さらにアイアンコングの拳部であるアイアンハンマーナックルのある両腕は補助エンジンが内蔵されており、接近戦で威力を発揮できるようになっています。
コクピットは、パイロットとガンナーが二人で操る事により操縦性と対応性を高めるため他のゾイドには見られない複座式になっています。
誘導装置によって射程は200kmに達する背部に装備されるTVM地対地2連装戦術ミサイルは、現用の移動式大陸間弾道ミサイルといわれています。
参照元:アイアンコング
サラマンダーは現用戦闘機を彷彿とさせる
サラマンダーはヘリック共和国軍が開発した翼竜型ゾイドで、マッハ2.0の最高飛行速度・1万5000kmの航続距離・高度3万m以上の上昇能力を持っています。
戦闘爆撃機としての位置づけですが、現用戦闘機のF-22ラプターの全長18.92mよりやや大きい全長24.1mであり、爆撃機というより戦闘機に近い大きさです。
しかし現用戦闘機よりも厚みのあるボディや大きな翼、航続距離は戦闘爆撃機と呼ぶにふさわしいです。
主翼であるマグネッサーファルコンウィングは、マグネッサーシステムを用いて機体を飛行させるため、現用航空機や戦闘機における航空力学的に揚力を得るという概念が100%当てはまるとはいえません。
なぜならマグネッサーシステムとは、磁気風を発生させることでゾイドを飛行させるテクノロジーで、ゾイドに普遍的に備わっているマグネッサー効果(ゾイドコアから発する電力を惑星Zi地表と反発させ駆動をアシストする)とあいまって広く普及しています。
さらにバトルストーリーでは骨組み(枠)だけの翼に膜を取り付けた状態の機体が描かれていますが、一般的には膜を取り付けたタイプは強化タイプです。
翼を上下にはばたかせる機能も有しているため、胴体のちょうど真ん中にある翼を上下させるパーツに2本のアクチュエータ(動力シリンダー)が、翼の付け根の両脇にもアクチュエータ(動力シリンダー)があります。
尻尾の先は現用航空機の垂直尾翼と水平尾翼に似た形状となっており、頭部コックピットには現用戦闘機のようなキャノピーを備えています。
頭部両頬にあるマルチブレードレーダーは飛行位置の把握や敵機補足に用いられ、現用戦闘機の機首レドーム内に装備されるレーダーと同じく機首に装備されています。
リアルメカ、戦闘機械獣としてのゾイド
ゾイドの機械的なギミックを分析してみましたが、突き詰めていけばまだまだ奥深くまで見ていくことができるでしょう。

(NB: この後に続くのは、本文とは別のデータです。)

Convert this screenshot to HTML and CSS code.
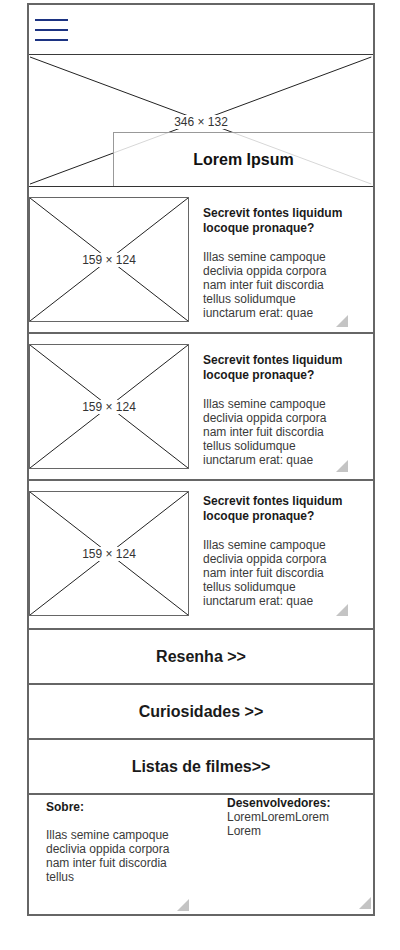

このようにゾイドは物理的、工学的な側面から見ても機械を可動させるに違和感のないつくりとなっています。
実際に存在したとしても、おそらくほとんど形を変えずに戦闘メカとして存在しうると思われます。
上記に記述した以外のゾイドもそれぞれ特徴的なギミックを有し、まるでオイルまみれのシリンダーの音が聞こえてきそうな雰囲気です。
ゾイドは玩具や模型の域を超えた芸術作品といえるでしょう。是非、リアルメカ、戦闘機械獣としてのゾイドの熱気と鼓動を感じてください。